• _Dataset excerpt_

☆ ☆ ☆ ☆ ☆ ☆ ☆

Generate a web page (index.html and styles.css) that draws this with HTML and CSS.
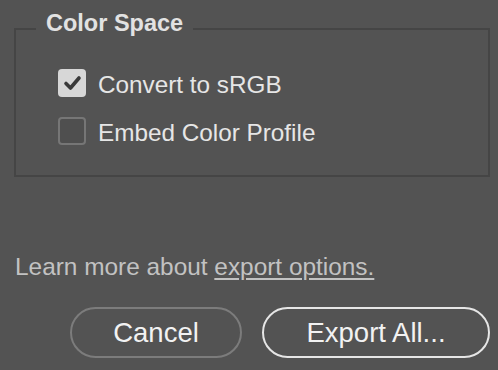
FILE: index.html
```html
<!DOCTYPE html>
<html lang="en">
<head>
<meta charset="utf-8">
<title>Export Options</title>
<link rel="stylesheet" href="styles.css">
</head>
<body>
<div class="dialog">
  <fieldset class="group">
    <legend class="group-title">Color Space</legend>
    <div class="options">
      <label class="option">
        <span class="box box-checked">
          <svg viewBox="0 0 28 28" width="28" height="28" aria-hidden="true"><path d="M8 14.5 L12.5 19 L21 9" fill="none" stroke="#3a3a3a" stroke-width="3.6" stroke-linecap="round" stroke-linejoin="round"/></svg>
        </span>
        <span class="option-text">Convert to sRGB</span>
      </label>
      <label class="option">
        <span class="box"></span>
        <span class="option-text">Embed Color Profile</span>
      </label>
    </div>
  </fieldset>
  <p class="learn">Learn more about <a class="learn-link" href="#">export options.</a></p>
  <div class="actions">
    <button class="btn btn-secondary" type="button">Cancel</button>
    <button class="btn btn-primary" type="button">Export All...</button>
  </div>
</div>
</body>
</html>
```

FILE: styles.css
```css
html, body {
  margin: 0;
  padding: 0;
  background: #535353;
}
body {
  width: 498px;
  height: 370px;
  overflow: hidden;
  font-family: "Liberation Sans", Arial, sans-serif;
  color: #e4e4e4;
}
.dialog {
  display: flex;
  flex-direction: column;
  padding: 10px 8px 0 14px;
}
.group {
  margin: 0;
  padding: 22px 0 30px 0;
  border: 2px solid #454545;
}
.group-title {
  margin-left: 20px;
  padding: 0 10px 10px 10px;
  font-size: 23.5px;
  font-weight: bold;
  color: #e2e2e2;
  line-height: 27px;
}
.options {
  display: flex;
  flex-direction: column;
  gap: 20px;
  padding-left: 42px;
}
.option {
  display: flex;
  align-items: center;
  gap: 12px;
  height: 28px;
}
.box {
  width: 28px;
  height: 28px;
  box-sizing: border-box;
  border-radius: 4px;
  border: 2px solid #767676;
  background: #4f4f4f;
  flex: none;
}
.box-checked {
  border: none;
  background: #d7d7d7;
}
.box svg {
  display: block;
}
.option-text {
  font-size: 24.3px;
  line-height: 28px;
  padding-top: 3px;
  color: #e6e6e6;
}
.learn {
  margin: 76px 0 0 1px;
  font-size: 24.4px;
  line-height: 28px;
  color: #c2c2c2;
}
.learn-link {
  color: #c2c2c2;
  text-decoration: underline;
  text-underline-offset: 3px;
}
.actions {
  display: flex;
  justify-content: flex-end;
  gap: 20px;
  margin-top: 26px;
}
.btn {
  height: 51px;
  border-radius: 26px;
  background: transparent;
  font-family: "Liberation Sans", Arial, sans-serif;
  font-size: 27.5px;
  color: #f2f2f2;
  padding: 0;
}
.btn-secondary {
  width: 172px;
  border: 2px solid #7c7c7c;
}
.btn-primary {
  width: 228px;
  border: 2px solid #e6e6e6;
}
```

☆ ☆ ☆ ☆ ☆ ☆ ☆

• _Exercise details_
Make an exact reproduction of the listing above, without any pictures.

• _Exercise response_
Generate a web page (index.html and styles.css) that draws this with HTML and CSS.
FILE: index.html
```html
<!DOCTYPE html>
<html lang="en">
<head>
<meta charset="utf-8">
<title>Export Options</title>
<link rel="stylesheet" href="styles.css">
</head>
<body>
<div class="dialog">
  <fieldset class="group">
    <legend class="group-title">Color Space</legend>
    <div class="options">
      <label class="option">
        <span class="box box-checked">
          <svg viewBox="0 0 28 28" width="28" height="28" aria-hidden="true"><path d="M8 14.5 L12.5 19 L21 9" fill="none" stroke="#3a3a3a" stroke-width="3.6" stroke-linecap="round" stroke-linejoin="round"/></svg>
        </span>
        <span class="option-text">Convert to sRGB</span>
      </label>
      <label class="option">
        <span class="box"></span>
        <span class="option-text">Embed Color Profile</span>
      </label>
    </div>
  </fieldset>
  <p class="learn">Learn more about <a class="learn-link" href="#">export options.</a></p>
  <div class="actions">
    <button class="btn btn-secondary" type="button">Cancel</button>
    <button class="btn btn-primary" type="button">Export All...</button>
  </div>
</div>
</body>
</html>
```

FILE: styles.css
```css
html, body {
  margin: 0;
  padding: 0;
  background: #535353;
}
body {
  width: 498px;
  height: 370px;
  overflow: hidden;
  font-family: "Liberation Sans", Arial, sans-serif;
  color: #e4e4e4;
}
.dialog {
  display: flex;
  flex-direction: column;
  padding: 10px 8px 0 14px;
}
.group {
  margin: 0;
  padding: 22px 0 30px 0;
  border: 2px solid #454545;
}
.group-title {
  margin-left: 20px;
  padding: 0 10px 10px 10px;
  font-size: 23.5px;
  font-weight: bold;
  color: #e2e2e2;
  line-height: 27px;
}
.options {
  display: flex;
  flex-direction: column;
  gap: 20px;
  padding-left: 42px;
}
.option {
  display: flex;
  align-items: center;
  gap: 12px;
  height: 28px;
}
.box {
  width: 28px;
  height: 28px;
  box-sizing: border-box;
  border-radius: 4px;
  border: 2px solid #767676;
  background: #4f4f4f;
  flex: none;
}
.box-checked {
  border: none;
  background: #d7d7d7;
}
.box svg {
  display: block;
}
.option-text {
  font-size: 24.3px;
  line-height: 28px;
  padding-top: 3px;
  color: #e6e6e6;
}
.learn {
  margin: 76px 0 0 1px;
  font-size: 24.4px;
  line-height: 28px;
  color: #c2c2c2;
}
.learn-link {
  color: #c2c2c2;
  text-decoration: underline;
  text-underline-offset: 3px;
}
.actions {
  display: flex;
  justify-content: flex-end;
  gap: 20px;
  margin-top: 26px;
}
.btn {
  height: 51px;
  border-radius: 26px;
  background: transparent;
  font-family: "Liberation Sans", Arial, sans-serif;
  font-size: 27.5px;
  color: #f2f2f2;
  padding: 0;
}
.btn-secondary {
  width: 172px;
  border: 2px solid #7c7c7c;
}
.btn-primary {
  width: 228px;
  border: 2px solid #e6e6e6;
}
```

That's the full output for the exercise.